On reading Persuasion for the first time

Earlier this year I blogged about my reading resolutions for 2010, listing four books I intended to read (and blog about) this year. Back in February, I read Jane Austen’s Persuasion but haven’t had a chance to post about it until now.

I enjoyed Persuasion very much. I was surprised to find it quite suspenseful! Which meant I was focused more on turning the pages than absorbing the subtleties of Austen’s storytelling. A month and a half or so later, I can’t remember the names of most of the people in the book (though I tend to forget this kind of stuff regularly — this is why I’m often able to re-read books!). But this is what I do remember:

I found the first two chapters quite difficult. It wasn’t until the third chapter that Persuasion really grabbed me, and the rapid page-turning began. I think this is because the first chapter is mostly concerned with telling the backstory of Anne Elliot’s family, focusing largely on her father, Sir Walter Elliott, who is extremely annoying! The second chapter focuses on the Elliot family’s financial woes, which are clearly important as they set up the whole of the book, but felt very tedious to me. Finally, in chapter 3, the navy men arrived — and I knew the story was about to speed up.

You might think that a couple of chapters of backstory wouldn’t necessarily be a problem. I am a writer of young adult fiction, though, and lately I’ve been thinking very hard about how to start a book, because I’ve had trouble with it in my own writing. I’ve agonized over how to deliver the right amount of backstory in the first few pages without turning it into a sludgy infodump. So to encounter all this backstory beginning with page 1 was very thought-provoking. Is it something that can only be done in adult literary fiction (or even “classics”)? Is it verboten in YA and that’s why I was surprised by it? Can it ever be done well? (I have no answers.)

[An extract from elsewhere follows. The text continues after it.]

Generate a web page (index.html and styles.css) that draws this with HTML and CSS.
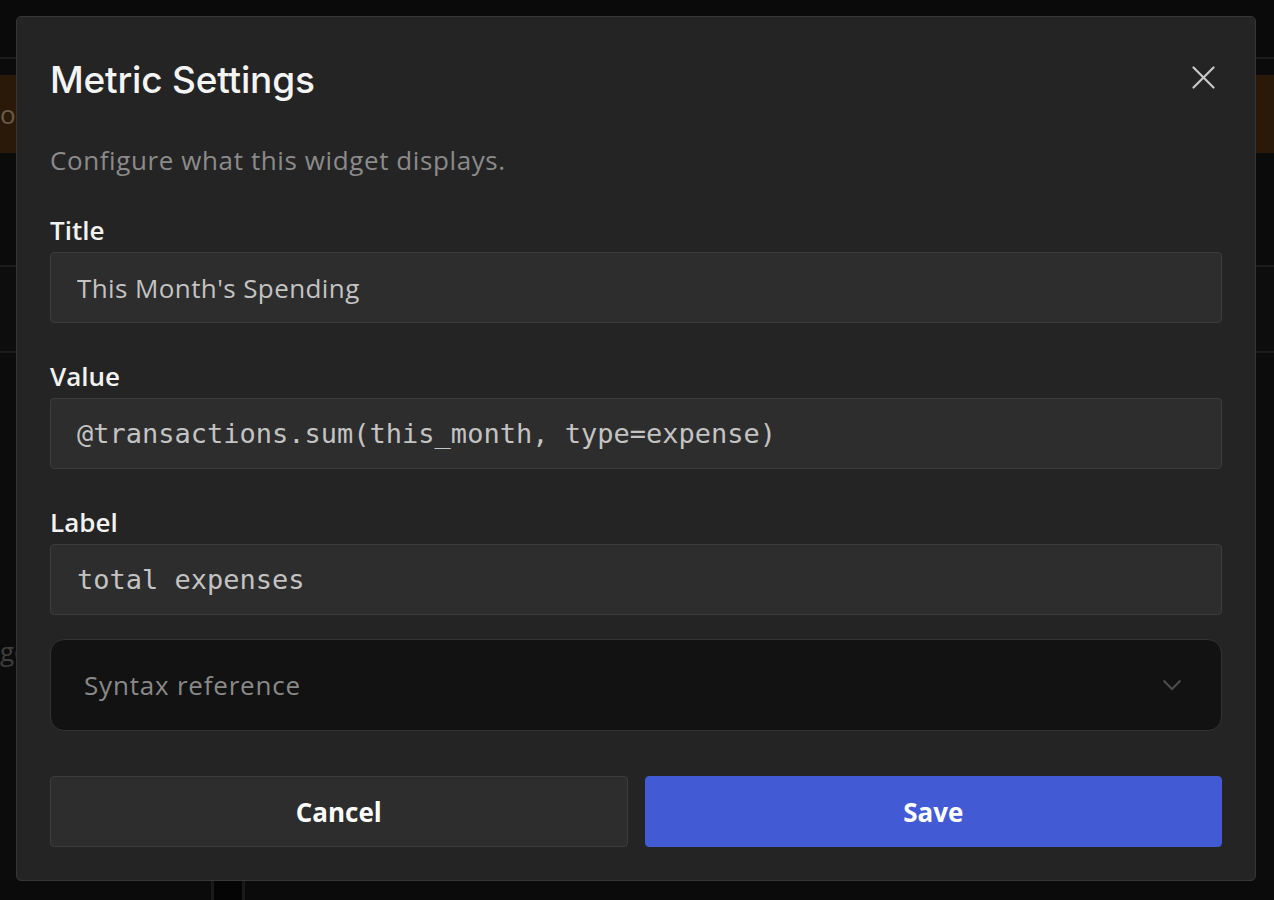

It’s also a very different sort of beginning than the one in Pride and Prejudice, which begins immediately with the arrival of the potential love interest. I have read that Austen wrote Persuasion more quickly than her other books because she was ill, and it was, after all, published shortly after her death. I wonder if that had anything to do with the slower beginning. (As in, she wasn’t able to polish it as much.)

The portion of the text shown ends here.